Roy Fagerberg, age eighty-two, of Chapel Hill, is among more than 1.5 million Americans taking the blood thinner warfarin. The typical starting dose is five milligrams a day, but he needs only three.
Two milligrams in difference are important when the drug has also been used as rat poison for fifty years.
Finding the right dose of warfarin for each patient is time-consuming trial and error, but a new study by an international group that includes UNC Eshelman School of Pharmacy scientists suggests that looking at a patient’s genes can speed up the process.
Warfarin is tricky: the dose needed to achieve the desired anticoagulant effect can vary by up to ten times from person to person. Getting too much or too little can cause dangerous bleeding or clotting. Currently, patients start with an average dose, which is then carefully adjusted over a period of weeks or months until the correct dosage is found. Entire clinics are devoted to this pursuit.
“The promise of genetic testing is getting the right drug in the right amount to the right person at the right time every time. . . . This study is a big step in that direction with warfarin.”
— Howard McLeod, director of the UNC Institute
for Pharmacogenomics and Individualized Therapy
Now, researchers from the International Warfarin Pharmacogenetics Consortium—a global collaboration of scientists hosted by the Stanford University-based research network, PharmGKB—have shown that taking two genes into account can result in a warfarin dose that is closer to being right the first time. The study appears in the February 19, 2009, issue of the New England Journal of Medicine.

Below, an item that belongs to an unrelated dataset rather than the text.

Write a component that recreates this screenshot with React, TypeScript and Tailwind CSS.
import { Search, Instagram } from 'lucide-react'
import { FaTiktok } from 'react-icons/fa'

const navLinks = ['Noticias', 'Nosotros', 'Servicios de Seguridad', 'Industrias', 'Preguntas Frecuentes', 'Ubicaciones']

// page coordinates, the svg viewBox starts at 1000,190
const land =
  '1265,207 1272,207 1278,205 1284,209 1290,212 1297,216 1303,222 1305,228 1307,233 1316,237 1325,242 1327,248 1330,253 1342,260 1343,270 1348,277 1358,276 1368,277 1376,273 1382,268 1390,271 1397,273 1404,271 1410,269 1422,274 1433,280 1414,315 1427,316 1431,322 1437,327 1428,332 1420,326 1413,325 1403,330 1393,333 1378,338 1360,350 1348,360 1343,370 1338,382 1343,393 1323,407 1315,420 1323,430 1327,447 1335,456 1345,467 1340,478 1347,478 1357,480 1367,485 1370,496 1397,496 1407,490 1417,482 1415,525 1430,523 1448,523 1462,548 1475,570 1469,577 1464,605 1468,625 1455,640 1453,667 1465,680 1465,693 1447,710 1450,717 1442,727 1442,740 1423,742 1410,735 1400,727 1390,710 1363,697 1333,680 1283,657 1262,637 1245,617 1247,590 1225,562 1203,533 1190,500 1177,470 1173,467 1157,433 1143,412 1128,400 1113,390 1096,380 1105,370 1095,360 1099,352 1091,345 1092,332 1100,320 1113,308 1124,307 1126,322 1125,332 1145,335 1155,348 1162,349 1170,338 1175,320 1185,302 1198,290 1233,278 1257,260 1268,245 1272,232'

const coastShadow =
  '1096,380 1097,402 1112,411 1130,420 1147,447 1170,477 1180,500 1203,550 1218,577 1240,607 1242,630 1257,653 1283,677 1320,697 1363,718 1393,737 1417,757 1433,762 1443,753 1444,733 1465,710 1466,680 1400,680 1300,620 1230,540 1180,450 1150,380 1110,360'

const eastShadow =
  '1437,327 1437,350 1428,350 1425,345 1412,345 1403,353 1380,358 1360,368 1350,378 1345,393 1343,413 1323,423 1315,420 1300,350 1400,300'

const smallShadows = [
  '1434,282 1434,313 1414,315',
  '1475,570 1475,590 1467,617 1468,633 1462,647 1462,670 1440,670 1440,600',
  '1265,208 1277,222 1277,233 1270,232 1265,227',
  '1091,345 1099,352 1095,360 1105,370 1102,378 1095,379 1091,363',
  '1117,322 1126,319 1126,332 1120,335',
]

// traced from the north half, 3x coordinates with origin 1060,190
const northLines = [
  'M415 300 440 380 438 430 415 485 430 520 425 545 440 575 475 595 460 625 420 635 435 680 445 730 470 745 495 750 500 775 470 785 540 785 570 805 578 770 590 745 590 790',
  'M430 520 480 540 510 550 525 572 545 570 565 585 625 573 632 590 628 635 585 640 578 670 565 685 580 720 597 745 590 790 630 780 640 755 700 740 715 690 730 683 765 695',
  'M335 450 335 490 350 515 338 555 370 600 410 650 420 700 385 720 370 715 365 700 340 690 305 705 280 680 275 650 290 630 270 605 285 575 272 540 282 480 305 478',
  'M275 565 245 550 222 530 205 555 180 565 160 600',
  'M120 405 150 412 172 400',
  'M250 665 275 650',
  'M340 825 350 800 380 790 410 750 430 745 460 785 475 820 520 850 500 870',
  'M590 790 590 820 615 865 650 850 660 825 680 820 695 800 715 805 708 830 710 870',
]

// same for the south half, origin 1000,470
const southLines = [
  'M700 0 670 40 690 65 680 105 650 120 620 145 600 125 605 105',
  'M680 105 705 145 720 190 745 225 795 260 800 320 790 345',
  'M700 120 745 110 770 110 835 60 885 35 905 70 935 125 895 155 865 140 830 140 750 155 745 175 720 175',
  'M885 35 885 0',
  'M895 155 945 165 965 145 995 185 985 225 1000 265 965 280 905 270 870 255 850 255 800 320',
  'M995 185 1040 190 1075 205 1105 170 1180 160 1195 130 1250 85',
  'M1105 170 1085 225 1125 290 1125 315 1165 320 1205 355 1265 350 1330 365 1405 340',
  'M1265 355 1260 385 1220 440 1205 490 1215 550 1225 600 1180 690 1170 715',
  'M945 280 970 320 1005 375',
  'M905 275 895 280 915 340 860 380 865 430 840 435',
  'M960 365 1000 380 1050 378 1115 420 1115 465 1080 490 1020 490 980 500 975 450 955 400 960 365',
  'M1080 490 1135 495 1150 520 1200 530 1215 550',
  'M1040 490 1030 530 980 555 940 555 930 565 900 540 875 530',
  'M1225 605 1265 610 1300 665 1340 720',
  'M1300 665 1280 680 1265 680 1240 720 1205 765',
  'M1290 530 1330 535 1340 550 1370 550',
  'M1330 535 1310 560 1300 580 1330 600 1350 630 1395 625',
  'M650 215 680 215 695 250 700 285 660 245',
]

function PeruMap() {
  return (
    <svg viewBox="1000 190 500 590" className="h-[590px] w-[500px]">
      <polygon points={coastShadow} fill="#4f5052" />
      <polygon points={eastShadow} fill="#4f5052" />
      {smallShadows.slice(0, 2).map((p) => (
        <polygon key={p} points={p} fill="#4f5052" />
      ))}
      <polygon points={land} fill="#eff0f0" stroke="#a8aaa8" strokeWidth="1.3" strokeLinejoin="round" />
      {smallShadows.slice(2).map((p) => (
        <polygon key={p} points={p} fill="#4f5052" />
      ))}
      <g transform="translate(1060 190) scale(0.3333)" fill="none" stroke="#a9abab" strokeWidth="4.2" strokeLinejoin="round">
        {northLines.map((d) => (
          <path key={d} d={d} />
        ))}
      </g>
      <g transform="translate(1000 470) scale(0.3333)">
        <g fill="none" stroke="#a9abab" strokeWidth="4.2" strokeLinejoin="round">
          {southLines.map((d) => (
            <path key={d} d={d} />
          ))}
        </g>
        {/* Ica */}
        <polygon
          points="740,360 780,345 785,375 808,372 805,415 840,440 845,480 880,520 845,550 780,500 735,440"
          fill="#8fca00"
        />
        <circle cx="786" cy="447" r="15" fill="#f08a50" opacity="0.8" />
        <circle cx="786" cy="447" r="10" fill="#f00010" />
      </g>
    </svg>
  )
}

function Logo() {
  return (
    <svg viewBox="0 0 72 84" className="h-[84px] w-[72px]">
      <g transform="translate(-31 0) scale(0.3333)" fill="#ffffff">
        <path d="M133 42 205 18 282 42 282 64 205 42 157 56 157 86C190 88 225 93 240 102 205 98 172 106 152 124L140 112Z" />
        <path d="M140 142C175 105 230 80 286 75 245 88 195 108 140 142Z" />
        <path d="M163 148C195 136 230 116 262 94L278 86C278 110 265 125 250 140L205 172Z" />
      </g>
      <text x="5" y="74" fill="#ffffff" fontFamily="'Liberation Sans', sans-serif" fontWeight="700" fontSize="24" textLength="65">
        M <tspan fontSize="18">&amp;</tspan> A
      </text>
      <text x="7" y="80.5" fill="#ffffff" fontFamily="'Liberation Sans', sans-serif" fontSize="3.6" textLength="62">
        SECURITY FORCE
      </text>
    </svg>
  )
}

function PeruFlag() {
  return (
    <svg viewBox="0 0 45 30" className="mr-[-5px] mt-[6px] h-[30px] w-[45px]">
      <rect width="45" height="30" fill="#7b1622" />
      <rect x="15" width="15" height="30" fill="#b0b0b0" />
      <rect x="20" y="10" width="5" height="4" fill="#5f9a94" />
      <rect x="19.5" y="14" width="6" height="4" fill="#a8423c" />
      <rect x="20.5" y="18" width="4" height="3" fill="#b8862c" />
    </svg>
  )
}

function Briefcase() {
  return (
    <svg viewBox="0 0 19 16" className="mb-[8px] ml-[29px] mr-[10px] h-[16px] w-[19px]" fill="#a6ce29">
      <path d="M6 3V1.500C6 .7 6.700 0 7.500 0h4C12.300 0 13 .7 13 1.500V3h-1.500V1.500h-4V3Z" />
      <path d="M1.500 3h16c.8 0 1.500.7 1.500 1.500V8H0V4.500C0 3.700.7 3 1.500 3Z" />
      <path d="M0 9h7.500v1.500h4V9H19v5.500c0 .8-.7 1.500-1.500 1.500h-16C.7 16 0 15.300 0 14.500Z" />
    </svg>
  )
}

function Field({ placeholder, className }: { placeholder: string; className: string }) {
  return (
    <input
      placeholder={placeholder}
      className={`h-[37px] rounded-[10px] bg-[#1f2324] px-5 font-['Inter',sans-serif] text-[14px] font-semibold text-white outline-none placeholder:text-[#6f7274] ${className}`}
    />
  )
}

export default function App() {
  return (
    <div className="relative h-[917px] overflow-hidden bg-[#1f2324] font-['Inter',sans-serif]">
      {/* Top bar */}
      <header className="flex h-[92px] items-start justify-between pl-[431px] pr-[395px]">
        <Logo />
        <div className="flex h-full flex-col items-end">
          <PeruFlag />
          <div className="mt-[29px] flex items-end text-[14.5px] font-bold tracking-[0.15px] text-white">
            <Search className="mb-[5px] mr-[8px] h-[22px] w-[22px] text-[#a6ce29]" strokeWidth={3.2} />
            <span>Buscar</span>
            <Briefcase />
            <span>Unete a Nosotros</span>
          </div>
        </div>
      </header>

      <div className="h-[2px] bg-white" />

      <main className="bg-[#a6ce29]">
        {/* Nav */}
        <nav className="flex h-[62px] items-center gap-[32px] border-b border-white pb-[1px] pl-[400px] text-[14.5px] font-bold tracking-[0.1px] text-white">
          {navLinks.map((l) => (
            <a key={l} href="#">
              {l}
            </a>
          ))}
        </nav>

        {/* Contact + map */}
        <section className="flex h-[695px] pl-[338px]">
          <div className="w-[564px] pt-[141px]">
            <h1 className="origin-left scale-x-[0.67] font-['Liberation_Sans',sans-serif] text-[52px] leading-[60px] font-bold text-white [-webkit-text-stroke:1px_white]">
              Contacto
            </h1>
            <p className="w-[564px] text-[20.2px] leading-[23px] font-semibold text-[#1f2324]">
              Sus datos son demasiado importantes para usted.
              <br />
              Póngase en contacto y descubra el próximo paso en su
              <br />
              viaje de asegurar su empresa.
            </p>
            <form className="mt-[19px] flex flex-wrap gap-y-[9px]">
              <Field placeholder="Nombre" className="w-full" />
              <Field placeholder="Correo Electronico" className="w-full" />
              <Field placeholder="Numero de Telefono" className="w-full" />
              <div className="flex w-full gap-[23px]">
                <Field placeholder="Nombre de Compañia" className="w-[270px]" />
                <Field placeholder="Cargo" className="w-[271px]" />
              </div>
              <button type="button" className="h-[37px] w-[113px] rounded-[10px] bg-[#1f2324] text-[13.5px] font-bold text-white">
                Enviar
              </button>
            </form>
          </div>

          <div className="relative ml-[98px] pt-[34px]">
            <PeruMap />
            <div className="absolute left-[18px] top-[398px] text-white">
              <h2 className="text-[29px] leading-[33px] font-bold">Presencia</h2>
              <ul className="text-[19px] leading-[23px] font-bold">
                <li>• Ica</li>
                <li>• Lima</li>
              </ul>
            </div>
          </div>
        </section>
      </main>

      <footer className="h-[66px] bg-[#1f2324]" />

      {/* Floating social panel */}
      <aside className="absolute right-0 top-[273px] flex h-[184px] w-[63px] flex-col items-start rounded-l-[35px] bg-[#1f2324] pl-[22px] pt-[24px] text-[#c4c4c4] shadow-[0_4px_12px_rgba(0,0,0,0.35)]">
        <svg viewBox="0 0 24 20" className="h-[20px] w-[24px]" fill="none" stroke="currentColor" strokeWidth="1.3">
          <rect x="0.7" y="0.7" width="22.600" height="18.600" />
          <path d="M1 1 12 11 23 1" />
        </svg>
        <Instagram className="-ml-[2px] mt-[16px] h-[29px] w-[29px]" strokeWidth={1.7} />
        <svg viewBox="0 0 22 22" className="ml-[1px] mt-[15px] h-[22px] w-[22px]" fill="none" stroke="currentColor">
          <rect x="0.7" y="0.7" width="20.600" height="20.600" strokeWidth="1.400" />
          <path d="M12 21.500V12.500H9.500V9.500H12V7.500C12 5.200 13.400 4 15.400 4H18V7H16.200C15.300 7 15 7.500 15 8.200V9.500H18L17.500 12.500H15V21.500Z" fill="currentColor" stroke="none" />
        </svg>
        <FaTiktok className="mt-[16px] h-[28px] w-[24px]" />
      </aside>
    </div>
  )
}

“Our analysis shows that the pharmacogenetic test is better at identifying patients who lie at either the high end or the low end of the warfarin-dose spectrum,” said Michael Wagner, PhD, a professor in the School and a member of the paper’s writing committee. “That’s important because nearly half of the people taking warfarin fall into those extreme ranges, putting them at the greatest risk for excessive bleeding or clotting.”
Variations in two genes—cytochrome P450, subfamily 2C, polypeptide 9 (CYP2C9) and Vitamin K epoxide reductase complex 1 (VKORC1)—affect how much warfarin a person needs to achieve the desired effect. In 2007 the FDA added this genetic information to warfarin’s label but did not specify how the information could be used.
To begin developing guidelines, consortium members pooled clinical and genetic data from 5,052 patients taking warfarin from twenty-one centers around the world.
Because these patients were already on warfarin, the researchers knew the appropriate dose for each person. Then they created three different dosing strategies designed to recommend an initial dose for each patient. The first was a fixed dose of five milligrams. The second method factored in clinical data such as age, weight, and medical condition. The third combined the clinical information with the patient’s genetic profile.
The strategies then were compared to see which one best predicted an initial dose that was within 20 percent of the dose a patient was taking, a threshold that the researchers considered to be a meaningful difference.
For the 46 percent of patients requiring less than three milligrams or more than seven milligrams of warfarin each day, using genetic information resulted in a more accurate dose. For patients needing the smaller dose, the pharmacogenetic method made a correct prediction nearly 50 percent of the time, compared to the clinical information alone, which was accurate only one-third of the time. For those who required a larger dose, the pharmacogenetic guideline predicted the correct dose nearly 25 percent of the time, compared to the clinical method’s seven percent success rate.
“The promise of genetic testing is getting the right drug in the right amount to the right person at the right time every time,” said Howard McLeod, PharmD, director of the UNC Institute for Pharmacogenomics and Individualized Therapyand Fred Eshelman Distinguished Professor of Pharmacotherapy and Experimental Therapeutics in the School. “With a patient like Mr. Fagerberg, who can only tolerate a small dose, getting it right the first time is even more important. This study is a big step in that direction with warfarin.”
The next step is to determine whether more accurate initial dosing results in better health for the patient, he said.
“We’ve been dosing warfarin through trial and error for more than fifty years, with good success,” McLeod said. “We currently have a trial underway to see if using pharmacogenetic dosing initially improves a patient’s health long term. After all, better health for everyone is the ultimate goal of our research.”
Warfarin, commonly known under the brand name Coumadin, was initially developed as a pesticide against rats and mice. It was approved for medical use in the 1950s and is used to prevent the formation of blood clots. Physicians write more than 30 million prescriptions for the drug each year. Warfarin interacts with many other drugs and even some foods and herbs, such as garlic, ginseng and ginger.
“This research study has made an important advance toward personalizing medicine—it uses data from countries around the world to develop a gene-based strategy for warfarin dosing that could benefit a wide range of patients,” said Jeremy M. Berg, PhD, director of the National Institute of General Medical Sciences, which partially funded the study. “This is a wonderful example of international cooperation and the results are especially valuable for the United States, since our population is so genetically diverse.”